● PROVIDED INFORMATION
----------------
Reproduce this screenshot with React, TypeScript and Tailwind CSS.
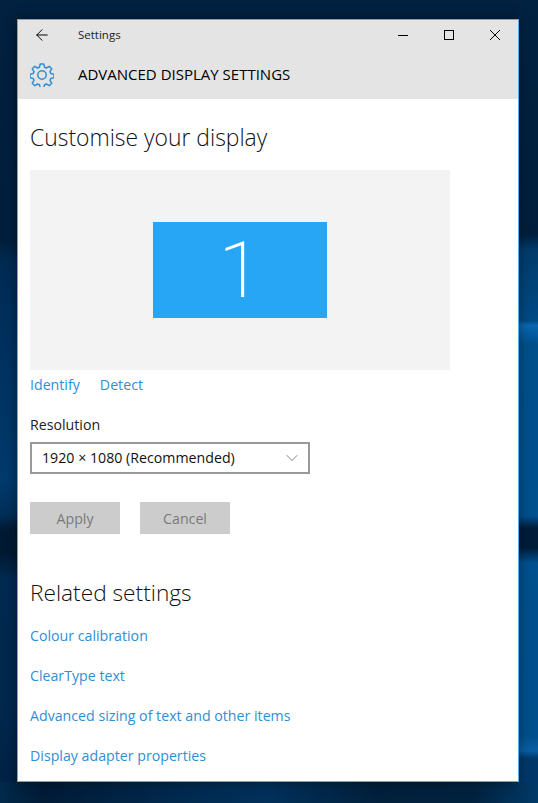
import React from 'react';
import { ArrowLeft, ChevronDown } from 'lucide-react';

const font = { fontFamily: '"Open Sans", "Noto Sans", sans-serif' };

const relatedLinks = [
  'Colour calibration',
  'ClearType text',
  'Advanced sizing of text and other items',
  'Display adapter properties',
];

const Wallpaper: React.FC<{ children: React.ReactNode }> = ({ children }) => (
  <div className="w-[538px] h-[803px] overflow-hidden pl-[17px] pt-[19px] bg-no-repeat [background-position:100%_0,0_100%,0_0] [background-size:19px_782px,100%_21px,100%_100%] bg-[linear-gradient(180deg,#012341_0%,#011f3d_30%,#013c6c_32%,#014a84_41%,#0a67b0_41.6%,#01508c_44%,#01508f_66%,#011d3a_67.5%,#011d3a_70%,#01508f_72%,#014f8c_94%,#0a5ea4_96%,#01386a_97%),linear-gradient(90deg,#012a4c_0%,#011b36_8%,#012a50_35%,#01305a_50%,#01203c_70%,#01223f_88%,#013a68_100%),linear-gradient(180deg,#02203f_0%,#011f3c_30%,#012a52_32.4%,#012f5c_40%,#013a6c_60%,#012f58_64%,#011a33_66%,#011a33_69%,#012a50_72%,#01274c_90%,#012040_100%)]">
    {children}
  </div>
);

// window buttons and the cog are drawn, they are thinner than the icon set
const TitleBar = () => (
  <div className="bg-[#e4e4e4] h-[79px] text-black">
    <div className="h-[30px] flex items-center">
      <ArrowLeft className="w-[18px] h-[18px] ml-[15px]" strokeWidth={1.3} />
      <span className="ml-[27px] text-[11.5px] text-[#222]">Settings</span>
      <div className="ml-auto flex items-center">
        <svg width="10" height="10" viewBox="0 0 10 10" className="mr-[36px]">
          <path d="M0 5.5H10" stroke="#000" strokeWidth="1" />
        </svg>
        <svg width="10" height="10" viewBox="0 0 10 10" className="mr-[36px]">
          <rect x="0.5" y="0.5" width="9" height="9" fill="none" stroke="#000" strokeWidth="1" />
        </svg>
        <svg width="10" height="10" viewBox="0 0 10 10" className="mr-[18px]">
          <path d="M0 0L10 10M10 0L0 10" stroke="#000" strokeWidth="1" />
        </svg>
      </div>
    </div>
    <div className="h-[49px] flex items-center">
      <svg width="24" height="24" viewBox="0 0 24 24" fill="none" stroke="#2f8fd3" strokeWidth="1.5" strokeLinejoin="round" className="ml-[12px]">
        <circle cx="12" cy="12" r="4.2" />
        <path d="M10.2 1h3.6l.7 3.2 1.9.8 2.8-1.7 2.5 2.5-1.7 2.8.8 1.9 3.2.7v3.6l-3.2.7-.8 1.9 1.7 2.8-2.5 2.5-2.8-1.7-1.9.8-.7 3.2h-3.6l-.7-3.2-1.9-.8-2.8 1.7-2.5-2.5 1.7-2.8-.8-1.9-3.2-.7v-3.6l3.2-.7.8-1.9-1.7-2.8 2.5-2.5 2.8 1.7 1.9-.8z" />
      </svg>
      <span className="ml-[24px] text-[15px] font-medium">ADVANCED DISPLAY SETTINGS</span>
    </div>
  </div>
);

export default function App() {
  return (
    <Wallpaper>
      <div style={font} className="w-[502px] h-[763px] border border-[#5aaee6] bg-white shadow-[0_0_12px_rgba(0,0,0,0.4)]">
        <TitleBar />
        <div className="pl-[12px]">
          <h1 className="mt-[21px] h-[36px] text-[22.9px] leading-[36px] font-light text-[#111]">Customise your display</h1>
          <div className="mt-[14px] w-[420px] h-[200px] bg-[#f3f3f3] flex items-center justify-center">
            <div className="w-[174px] h-[96px] bg-[#26a6f5] flex items-center justify-center text-white">
              <span style={{ fontFamily: 'Roboto, sans-serif' }} className="text-[78px] leading-none font-extralight pt-[2px]">1</span>
            </div>
          </div>
          <div className="mt-[4px] h-[22px] flex gap-[20px] text-[14.2px] leading-[22px] text-[#2f8fd3]">
            <span>Identify</span>
            <span>Detect</span>
          </div>
          <div className="mt-[18px] h-[22px] text-[14.2px] leading-[22px] text-[#222]">Resolution</div>
          <div className="mt-[6px] w-[280px] h-[32px] border-2 border-[#999] flex items-center pl-[10px] pr-[6px] text-[14.2px] text-[#111]">
            <span>1920 × 1080 (Recommended)</span>
            <ChevronDown className="ml-auto w-[20px] h-[20px] text-[#666]" strokeWidth={1} />
          </div>
          <div className="mt-[28px] flex gap-[20px]">
            <div className="w-[90px] h-[32px] pt-[2px] bg-[#cccccc] flex items-center justify-center text-[14.2px] text-[#7a7a7a]">Apply</div>
            <div className="w-[90px] h-[32px] pt-[2px] bg-[#cccccc] flex items-center justify-center text-[14.2px] text-[#7a7a7a]">Cancel</div>
          </div>
          <h2 className="mt-[42px] h-[34px] text-[22.7px] leading-[34px] font-light text-[#111]">Related settings</h2>
          <div className="mt-[15px] flex flex-col gap-[18px] text-[14.2px] leading-[22px] text-[#2f8fd3]">
            {relatedLinks.map((link) => (
              <span key={link}>{link}</span>
            ))}
          </div>
        </div>
      </div>
    </Wallpaper>
  );
}
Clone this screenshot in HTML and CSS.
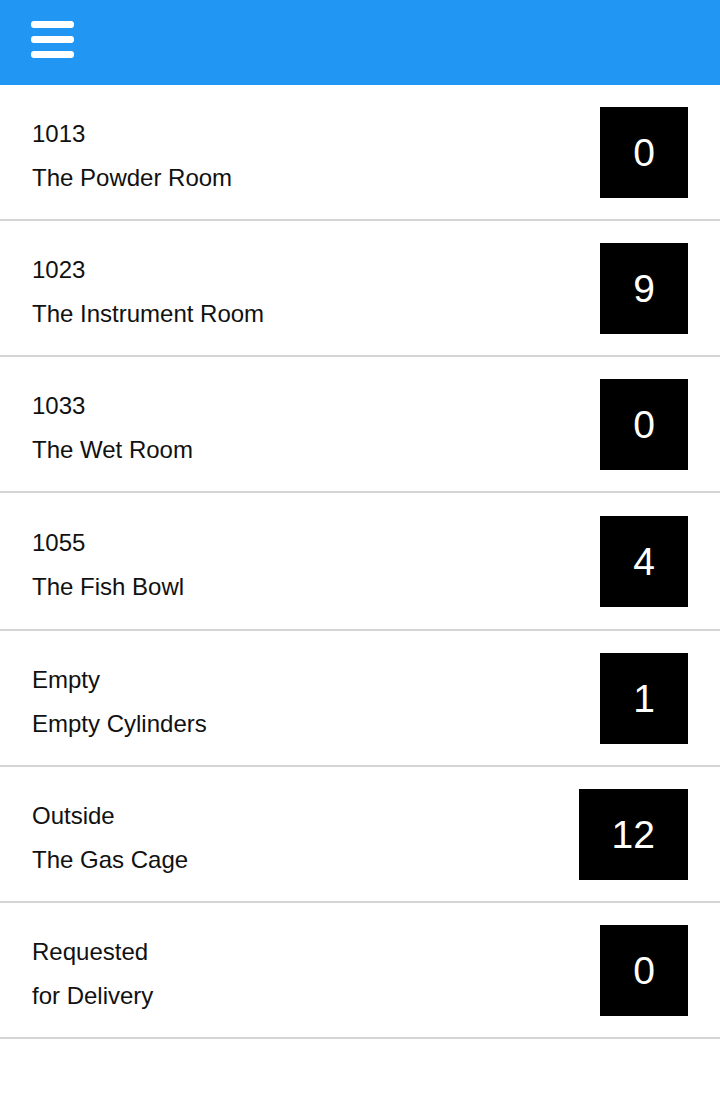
FILE: index.html
```html
<!DOCTYPE html>
<html lang="en">
<head>
<meta charset="utf-8">
<title>Locations</title>
<link rel="stylesheet" href="styles.css">
</head>
<body>
<header class="topbar">
  <button class="menu" aria-label="Menu">
    <span class="bar"></span>
    <span class="bar"></span>
    <span class="bar"></span>
  </button>
</header>
<ul class="list">
  <li class="row"><div class="label"><div>1013</div><div>The Powder Room</div></div><div class="count">0</div></li>
  <li class="row"><div class="label"><div>1023</div><div>The Instrument Room</div></div><div class="count">9</div></li>
  <li class="row"><div class="label"><div>1033</div><div>The Wet Room</div></div><div class="count">0</div></li>
  <li class="row row-tall"><div class="label"><div>1055</div><div>The Fish Bowl</div></div><div class="count">4</div></li>
  <li class="row"><div class="label"><div>Empty</div><div>Empty Cylinders</div></div><div class="count">1</div></li>
  <li class="row"><div class="label"><div>Outside</div><div>The Gas Cage</div></div><div class="count">12</div></li>
  <li class="row"><div class="label"><div>Requested</div><div>for Delivery</div></div><div class="count">0</div></li>
</ul>
</body>
</html>
```
FILE: styles.css
```css
* { box-sizing: border-box; }
html, body {
  margin: 0;
  padding: 0;
  background: #fff;
  font-family: "Liberation Sans", Arial, sans-serif;
  color: #111;
}
.topbar {
  height: 85px;
  background: #2196F3;
  padding: 21px 0 0 31px;
}
.menu {
  display: flex;
  flex-direction: column;
  gap: 8px;
  padding: 0;
  margin: 0;
  border: 0;
  background: transparent;
}
.bar {
  display: block;
  width: 43px;
  height: 7px;
  border-radius: 3px;
  background: #fff;
}
.list {
  list-style: none;
  margin: 0;
  padding: 0;
}
.row {
  display: flex;
  align-items: center;
  justify-content: space-between;
  height: 136px;
  padding: 0 32px;
  border-bottom: 2px solid #d4d4d4;
}
.row-tall {
  height: 138px;
}
.label {
  font-size: 24px;
  line-height: 44px;
  margin-top: 8px;
}
.count {
  background: #000;
  color: #fff;
  font-size: 39px;
  height: 91px;
  line-height: 91px;
  padding: 0 33px;
}
```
----------------
● TASK DETAILS
Copy every record above exactly, leaving out any pictures.

● RESULT OF THE TASK
Reproduce this screenshot with React, TypeScript and Tailwind CSS.
import React from 'react';
import { ArrowLeft, ChevronDown } from 'lucide-react';

const font = { fontFamily: '"Open Sans", "Noto Sans", sans-serif' };

const relatedLinks = [
  'Colour calibration',
  'ClearType text',
  'Advanced sizing of text and other items',
  'Display adapter properties',
];

const Wallpaper: React.FC<{ children: React.ReactNode }> = ({ children }) => (
  <div className="w-[538px] h-[803px] overflow-hidden pl-[17px] pt-[19px] bg-no-repeat [background-position:100%_0,0_100%,0_0] [background-size:19px_782px,100%_21px,100%_100%] bg-[linear-gradient(180deg,#012341_0%,#011f3d_30%,#013c6c_32%,#014a84_41%,#0a67b0_41.6%,#01508c_44%,#01508f_66%,#011d3a_67.5%,#011d3a_70%,#01508f_72%,#014f8c_94%,#0a5ea4_96%,#01386a_97%),linear-gradient(90deg,#012a4c_0%,#011b36_8%,#012a50_35%,#01305a_50%,#01203c_70%,#01223f_88%,#013a68_100%),linear-gradient(180deg,#02203f_0%,#011f3c_30%,#012a52_32.4%,#012f5c_40%,#013a6c_60%,#012f58_64%,#011a33_66%,#011a33_69%,#012a50_72%,#01274c_90%,#012040_100%)]">
    {children}
  </div>
);

// window buttons and the cog are drawn, they are thinner than the icon set
const TitleBar = () => (
  <div className="bg-[#e4e4e4] h-[79px] text-black">
    <div className="h-[30px] flex items-center">
      <ArrowLeft className="w-[18px] h-[18px] ml-[15px]" strokeWidth={1.3} />
      <span className="ml-[27px] text-[11.5px] text-[#222]">Settings</span>
      <div className="ml-auto flex items-center">
        <svg width="10" height="10" viewBox="0 0 10 10" className="mr-[36px]">
          <path d="M0 5.5H10" stroke="#000" strokeWidth="1" />
        </svg>
        <svg width="10" height="10" viewBox="0 0 10 10" className="mr-[36px]">
          <rect x="0.5" y="0.5" width="9" height="9" fill="none" stroke="#000" strokeWidth="1" />
        </svg>
        <svg width="10" height="10" viewBox="0 0 10 10" className="mr-[18px]">
          <path d="M0 0L10 10M10 0L0 10" stroke="#000" strokeWidth="1" />
        </svg>
      </div>
    </div>
    <div className="h-[49px] flex items-center">
      <svg width="24" height="24" viewBox="0 0 24 24" fill="none" stroke="#2f8fd3" strokeWidth="1.5" strokeLinejoin="round" className="ml-[12px]">
        <circle cx="12" cy="12" r="4.2" />
        <path d="M10.2 1h3.6l.7 3.2 1.9.8 2.8-1.7 2.5 2.5-1.7 2.8.8 1.9 3.2.7v3.6l-3.2.7-.8 1.9 1.7 2.8-2.5 2.5-2.8-1.7-1.9.8-.7 3.2h-3.6l-.7-3.2-1.9-.8-2.8 1.7-2.5-2.5 1.7-2.8-.8-1.9-3.2-.7v-3.6l3.2-.7.8-1.9-1.7-2.8 2.5-2.5 2.8 1.7 1.9-.8z" />
      </svg>
      <span className="ml-[24px] text-[15px] font-medium">ADVANCED DISPLAY SETTINGS</span>
    </div>
  </div>
);

export default function App() {
  return (
    <Wallpaper>
      <div style={font} className="w-[502px] h-[763px] border border-[#5aaee6] bg-white shadow-[0_0_12px_rgba(0,0,0,0.4)]">
        <TitleBar />
        <div className="pl-[12px]">
          <h1 className="mt-[21px] h-[36px] text-[22.9px] leading-[36px] font-light text-[#111]">Customise your display</h1>
          <div className="mt-[14px] w-[420px] h-[200px] bg-[#f3f3f3] flex items-center justify-center">
            <div className="w-[174px] h-[96px] bg-[#26a6f5] flex items-center justify-center text-white">
              <span style={{ fontFamily: 'Roboto, sans-serif' }} className="text-[78px] leading-none font-extralight pt-[2px]">1</span>
            </div>
          </div>
          <div className="mt-[4px] h-[22px] flex gap-[20px] text-[14.2px] leading-[22px] text-[#2f8fd3]">
            <span>Identify</span>
            <span>Detect</span>
          </div>
          <div className="mt-[18px] h-[22px] text-[14.2px] leading-[22px] text-[#222]">Resolution</div>
          <div className="mt-[6px] w-[280px] h-[32px] border-2 border-[#999] flex items-center pl-[10px] pr-[6px] text-[14.2px] text-[#111]">
            <span>1920 × 1080 (Recommended)</span>
            <ChevronDown className="ml-auto w-[20px] h-[20px] text-[#666]" strokeWidth={1} />
          </div>
          <div className="mt-[28px] flex gap-[20px]">
            <div className="w-[90px] h-[32px] pt-[2px] bg-[#cccccc] flex items-center justify-center text-[14.2px] text-[#7a7a7a]">Apply</div>
            <div className="w-[90px] h-[32px] pt-[2px] bg-[#cccccc] flex items-center justify-center text-[14.2px] text-[#7a7a7a]">Cancel</div>
          </div>
          <h2 className="mt-[42px] h-[34px] text-[22.7px] leading-[34px] font-light text-[#111]">Related settings</h2>
          <div className="mt-[15px] flex flex-col gap-[18px] text-[14.2px] leading-[22px] text-[#2f8fd3]">
            {relatedLinks.map((link) => (
              <span key={link}>{link}</span>
            ))}
          </div>
        </div>
      </div>
    </Wallpaper>
  );
}
Clone this screenshot in HTML and CSS.
FILE: index.html
```html
<!DOCTYPE html>
<html lang="en">
<head>
<meta charset="utf-8">
<title>Locations</title>
<link rel="stylesheet" href="styles.css">
</head>
<body>
<header class="topbar">
  <button class="menu" aria-label="Menu">
    <span class="bar"></span>
    <span class="bar"></span>
    <span class="bar"></span>
  </button>
</header>
<ul class="list">
  <li class="row"><div class="label"><div>1013</div><div>The Powder Room</div></div><div class="count">0</div></li>
  <li class="row"><div class="label"><div>1023</div><div>The Instrument Room</div></div><div class="count">9</div></li>
  <li class="row"><div class="label"><div>1033</div><div>The Wet Room</div></div><div class="count">0</div></li>
  <li class="row row-tall"><div class="label"><div>1055</div><div>The Fish Bowl</div></div><div class="count">4</div></li>
  <li class="row"><div class="label"><div>Empty</div><div>Empty Cylinders</div></div><div class="count">1</div></li>
  <li class="row"><div class="label"><div>Outside</div><div>The Gas Cage</div></div><div class="count">12</div></li>
  <li class="row"><div class="label"><div>Requested</div><div>for Delivery</div></div><div class="count">0</div></li>
</ul>
</body>
</html>
```
FILE: styles.css
```css
* { box-sizing: border-box; }
html, body {
  margin: 0;
  padding: 0;
  background: #fff;
  font-family: "Liberation Sans", Arial, sans-serif;
  color: #111;
}
.topbar {
  height: 85px;
  background: #2196F3;
  padding: 21px 0 0 31px;
}
.menu {
  display: flex;
  flex-direction: column;
  gap: 8px;
  padding: 0;
  margin: 0;
  border: 0;
  background: transparent;
}
.bar {
  display: block;
  width: 43px;
  height: 7px;
  border-radius: 3px;
  background: #fff;
}
.list {
  list-style: none;
  margin: 0;
  padding: 0;
}
.row {
  display: flex;
  align-items: center;
  justify-content: space-between;
  height: 136px;
  padding: 0 32px;
  border-bottom: 2px solid #d4d4d4;
}
.row-tall {
  height: 138px;
}
.label {
  font-size: 24px;
  line-height: 44px;
  margin-top: 8px;
}
.count {
  background: #000;
  color: #fff;
  font-size: 39px;
  height: 91px;
  line-height: 91px;
  padding: 0 33px;
}
```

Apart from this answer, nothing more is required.